The banana cake was traditionally made by cooking it in a hole in the ground, using banana leaves to cover it.
#8 MOTE CON HUESILLOS: peach and barley dessert
This is a delicious and refreshing wheat based dessert drink with corn seeds and dried peaches. It is especially welcoming during the hot summer months of December, January and February. You can easily find them at many street vendors or at the beach in Chile.
It reminded us a little bit of halo halo – one of our favourite foods from the Philippines.
#9 POROTOS GRANADOS: Chilean veggie summer stew
Porotos granados is a delicious Chilean vegetarian stew/soup made with cranberry beans, pomegranates, maize kernels, squash, potatoes, basil and onions.
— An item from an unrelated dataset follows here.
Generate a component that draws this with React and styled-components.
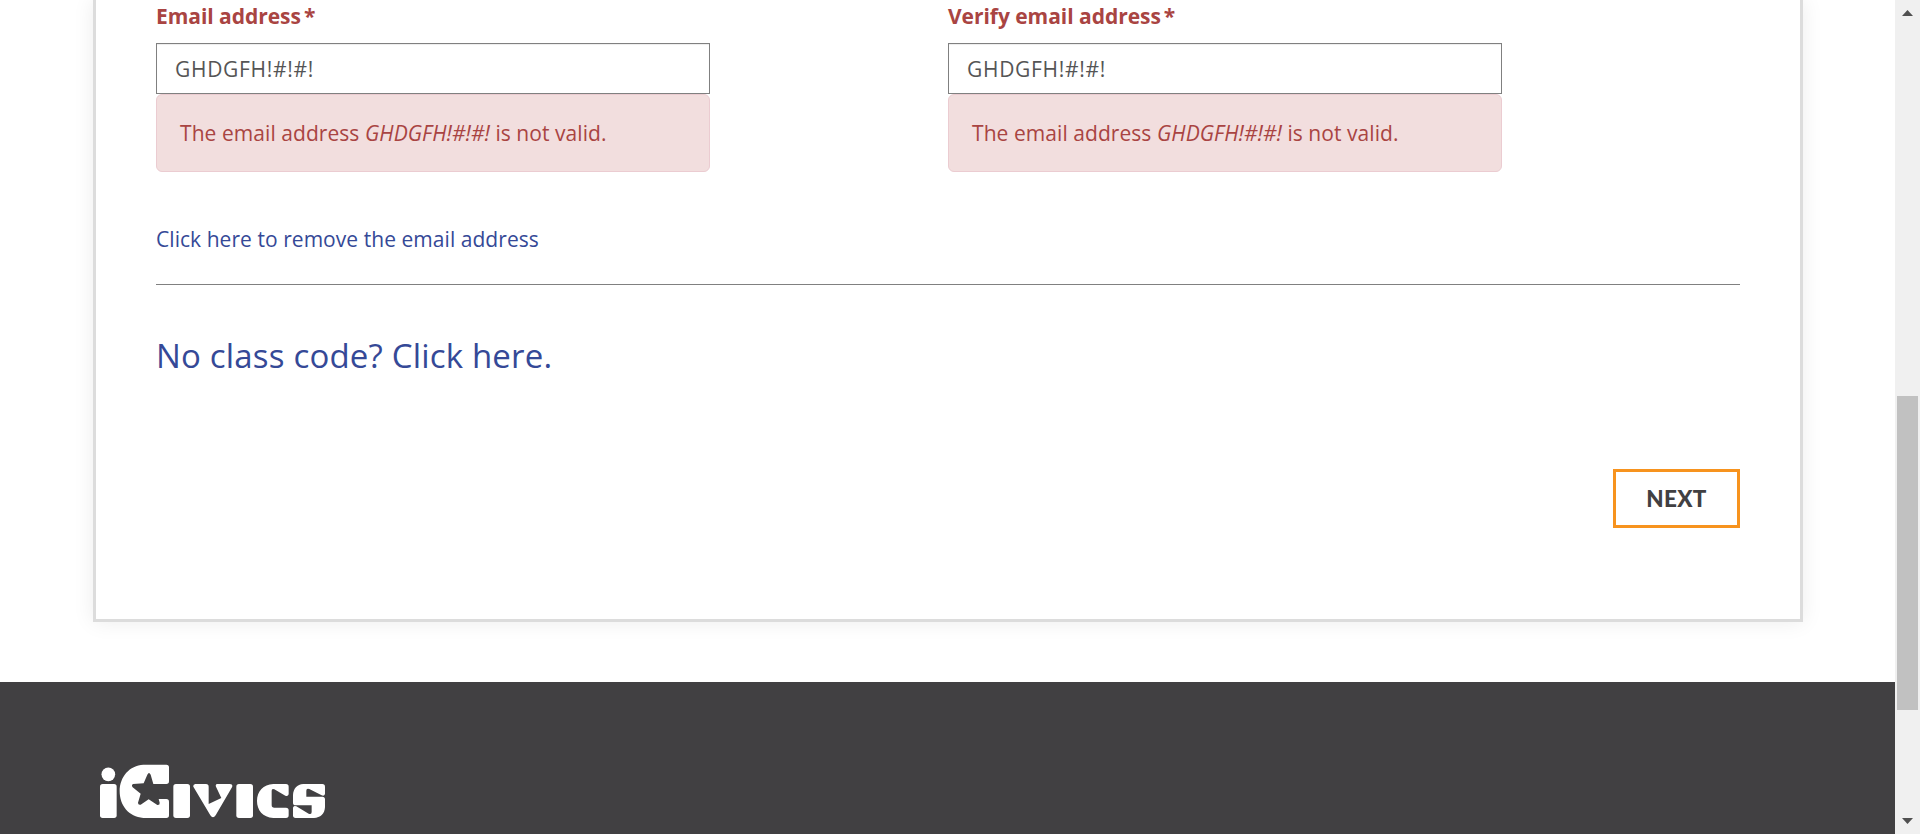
import React from 'react';
import styled, { createGlobalStyle } from 'styled-components';

const GlobalStyle = createGlobalStyle`
  * { box-sizing: border-box; }
  html, body { margin: 0; padding: 0; overflow: hidden; background: #fff; }
  body { font-family: "Open Sans", "Noto Sans", sans-serif; font-size: 21px; line-height: 30px; }
`;

const Viewport = styled.div`
  display: flex;
  width: 100%;
  height: 834px;
  overflow: hidden;
`;

const Page = styled.div`
  flex: 1;
  display: flex;
  flex-direction: column;
  min-width: 0;
`;

const CardArea = styled.main`
  height: 682px;
  padding: 0 92px 60px 93px;
  flex: none;
`;

const Card = styled.section`
  height: 622px;
  padding: 0 60px;
  background: #fff;
  border: 3px solid #dcdcdc;
  border-top: 0;
  box-shadow: 0 0 20px rgba(0, 0, 0, 0.08);
  display: flex;
  flex-direction: column;
`;

const Fields = styled.div`
  display: grid;
  grid-template-columns: 1fr 1fr;
`;

const Field = styled.div`
  width: 70%;
  display: flex;
  flex-direction: column;
`;

const Label = styled.label`
  height: 43px;
  padding-top: 1px;
  color: #a94442;
  font-weight: 700;
  letter-spacing: -0.04px;
  white-space: nowrap;
`;

const Required = styled.span`
  margin-left: 3px;
`;

const Input = styled.input`
  height: 51px;
  padding: 0 18px;
  border: 1px solid #808080;
  border-radius: 0;
  outline: 0;
  background: #fff;
  box-shadow: inset 0 1px 1px rgba(0, 0, 0, 0.075);
  color: #555;
  font: inherit;
  letter-spacing: 0.7px;
`;

const Alert = styled.div`
  height: 78px;
  padding: 23px;
  background: #f2dede;
  border: 1px solid #ebccd1;
  border-radius: 6px;
  color: #a94442;
  letter-spacing: 0.06px;
  white-space: nowrap;
`;

const RemoveRow = styled.div`
  height: 113px;
  padding-top: 52px;
  border-bottom: 1px solid #808080;
`;

const Link = styled.a`
  color: #354997;
  text-decoration: none;
  font-size: ${(p) => (p.$large ? '33px' : '21px')};
  letter-spacing: ${(p) => (p.$large ? '0.18px' : '0.05px')};
  white-space: nowrap;
`;

const CodeRow = styled.div`
  height: 184px;
  padding-top: 48px;
  line-height: 46px;
`;

const Actions = styled.div`
  display: flex;
  justify-content: flex-end;
`;

const Button = styled.button`
  width: 127px;
  height: 59px;
  padding: 1px 0 0;
  background: #fff;
  border: 3px solid #f7931e;
  color: #414042;
  font: 900 22.5px/30px Lato, sans-serif;
  letter-spacing: 0.3px;
`;

const Footer = styled.footer`
  flex: 1;
  padding: 82px 0 0 100px;
  background: #414042;
`;

const Logo = styled.svg`
  display: block;
  width: 226.67px;
  height: 55px;
  fill: #fff;
`;

const Scrollbar = styled.div`
  width: 25px;
  flex: none;
  display: flex;
  flex-direction: column;
  align-items: center;
  background: #f0f0f0;
`;

const Arrow = styled.svg`
  display: block;
  width: 11px;
  height: 6px;
  margin: ${(p) => (p.$down ? '108px 0 0' : '10px 0 0')};
  fill: #505050;
`;

const Thumb = styled.div`
  width: 21px;
  height: 314px;
  margin-top: 380px;
  background: #c1c1c1;
`;

function EmailField({ id, label, value }) {
  return (
    <Field>
      <Label htmlFor={id}>{label}<Required>*</Required></Label>
      <Input id={id} defaultValue={value} spellCheck={false} />
      <Alert>The email address <em>{value}</em> is not valid.</Alert>
    </Field>
  );
}

export default function App() {
  return (
    <Viewport>
      <GlobalStyle />
      <Page>
        <CardArea>
          <Card>
            <Fields>
              <EmailField id="email" label="Email address" value="GHDGFH!#!#!" />
              <EmailField id="verify" label="Verify email address" value="GHDGFH!#!#!" />
            </Fields>
            <RemoveRow><Link href="#">Click here to remove the email address</Link></RemoveRow>
            <CodeRow><Link href="#" $large>No class code? Click here.</Link></CodeRow>
            <Actions><Button type="button">NEXT</Button></Actions>
          </Card>
        </CardArea>
        <Footer>
          <Logo viewBox="60 42 680 165" role="img" aria-label="iCivics">
            <circle cx="85" cy="73" r="20.5" />
            <rect x="60" y="102" width="50" height="102" rx="8" />
            <path fillRule="evenodd" d="M190 44H259Q267 44 267 52V94Q267 102 259 102H220L212 74Q207 64 202 74L191 100L159 102Q153 106 158 112L182 131L174 158Q174 166 182 164L206 148L232 165Q240 166 239 158L236 147H259Q267 147 267 155V196Q267 204 259 204H190C146 201 119 166 119 124C119 80 149 46 190 44Z" />
            <rect x="280" y="102" width="50" height="102" rx="8" />
            <path d="M346 102H378Q386 102 386 110V162L424 144L408 110Q405 102 413 102H450Q460 103 456 112L407 196Q399 208 391 196L341 112Q337 104 346 102Z" />
            <rect x="469" y="102" width="50" height="102" rx="8" />
            <path d="M580 102H618Q626 102 626 110V133Q624 140 616 137L583 118Q575 115 575 122V165Q575 173 583 173H618Q626 173 626 181V196Q626 204 618 204H580C548 202 531 180 531 153C531 124 550 104 580 102Z" />
            <path d="M670 102H727Q735 102 735 110V132Q733 139 725 136L688 117Q679 114 679 122V140H727Q735 140 735 148V172C734 192 721 203 702 204H647Q639 204 639 196V173Q641 165 649 169L686 191Q695 195 695 186V166H647Q639 166 639 158V136C640 115 651 103 670 102Z" />
          </Logo>
        </Footer>
      </Page>
      <Scrollbar>
        <Arrow viewBox="0 0 11 6"><path d="M5.5 0 11 6H0z" /></Arrow>
        <Thumb />
        <Arrow $down viewBox="0 0 11 6"><path d="M0 0H11L5.5 6z" /></Arrow>
      </Scrollbar>
    </Viewport>
  );
}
Porotos granados originates from the Mapuche indigenous people of Chile, who first cultivated cranberry beans. The word granados means pomegranates and poroto comes from the Quechua word for beans: purutu.
You can try our recipe for Chilean porotos granados here.
Pisco is a grape brandy, which is extremely popular in Chile and Peru. It is used to make the delicious Pisco Sour cocktail. The Chilean version of the Pisco Sour is similar to the Peruvian one, but without Angostura bitters and egg whites.
Other ways of drinking Pisco in Chile includes Piscola (Pisco with Coca Cola) and Calafate Pisco in Patagonia, using the calafate fruit.